Who: Famous Artists Broadway Theater Series Broadway in Syracuse
Where: The Landmark Theatre
When: Dec. 1-6
When looking at life through the eyes of a child, the bullies are meaner, school is a never-ending prison, and being an adult with the freedoms that come with it, is the best privilege in the world. “Matilda the Musical” looks at life through these youthful eyes in the highly entertaining First National Tour that is currently playing at the Landmark Theatre.
Presented as a part of the Famous Artists Broadway Theatre Series’ Broadway in Syracuse, “Matilda” is based on the novel of the same name by Roald Dahl. The musical features a clever book by Dennis Kelly and music and lyrics by Tim Minchin that are upbeat, yet twisted in a wonderful Dahl-like way.
“Matilda” tells the story of a young girl, Matilda Wormwood (played by Mabel Tyler at the Dec. 2 performance), whose parents resent her love of reading and prefer she watch television. Matilda finds an ally at her school in Miss Honey (Natalie Wisdom); however, Miss Honey is also battling a bully of her own in the form of a children-hating hammer-throwing champion: Miss Trunchbull. Matilda takes matters into her own hands by using a knowledge beyond her years, as well as the ability to move objects with her mind, in order to stick up for what she believes is right.

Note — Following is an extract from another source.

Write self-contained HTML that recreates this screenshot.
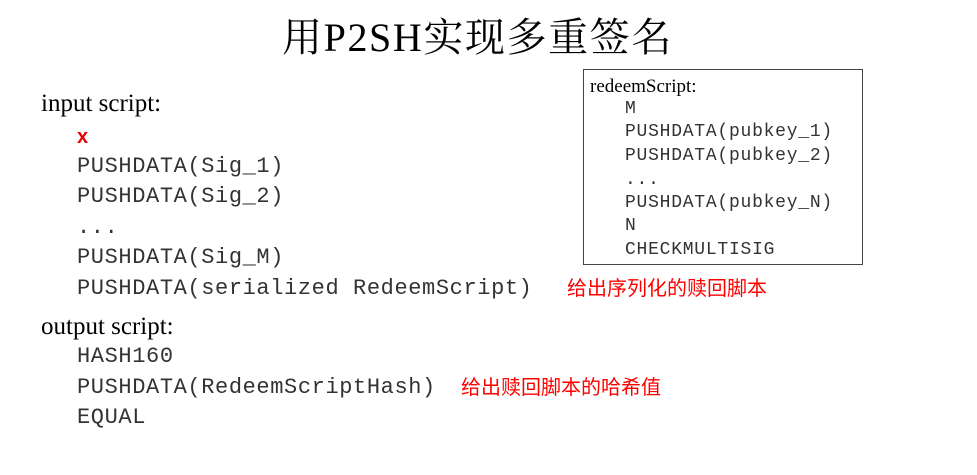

Similarly to Dahl’s books — which always included twisted worlds in which the adults were bad (some ate children) and kids were the heroes — everything in the musical was fantastically off-kilter. The costume and set design by Rob Howell features disproportional shapes and garish colors, a highlight being Mr. Wormwood’s plaid neon-green suit. The stage proscenium is lined with scrabble-like tiles, which are included within the scenic design as well, creating a dream-like literary world.
Two of the most delightfully cruel characters are Mr. and Mrs. Wormwood, played by Quinn Mattefeld and Cassie Silva respectively. Both parents portray the mixed priorities of their characters with high energy and perfect comedic timing. Another standout is Ryness, who stopped scenes as the terrifying Miss Trunchbull. Ryness’ appearance alone, including a distinct mole and highly disproportional bosom, is cartoon-like in a way one might recall a memory of their scariest teacher twenty years after kindergarten.
Despite the play’s many antagonists, at the heart of “Matilda” is the value of children and how important it is that they are loved and supported by their elders. This is emphasized in a poignant line in the opening scene: “every life is unbelievably unlikely.”
The value of youth is seen in the highly energetic cast, which features nine kid leads. All children dedicate 100 percent of their energy and focus to the performance, singing and dancing just as well as the adults beside them. They are led by the fully capable Tyler, who carries the show as if she is a seasoned adult.
Luckily, there were plenty of children enjoying their contemporaries onstage at the Landmark. By viewing the world through the eyes of children, “Matilda” proves the importance of valuing our youth not only in society, but in the theatre as well.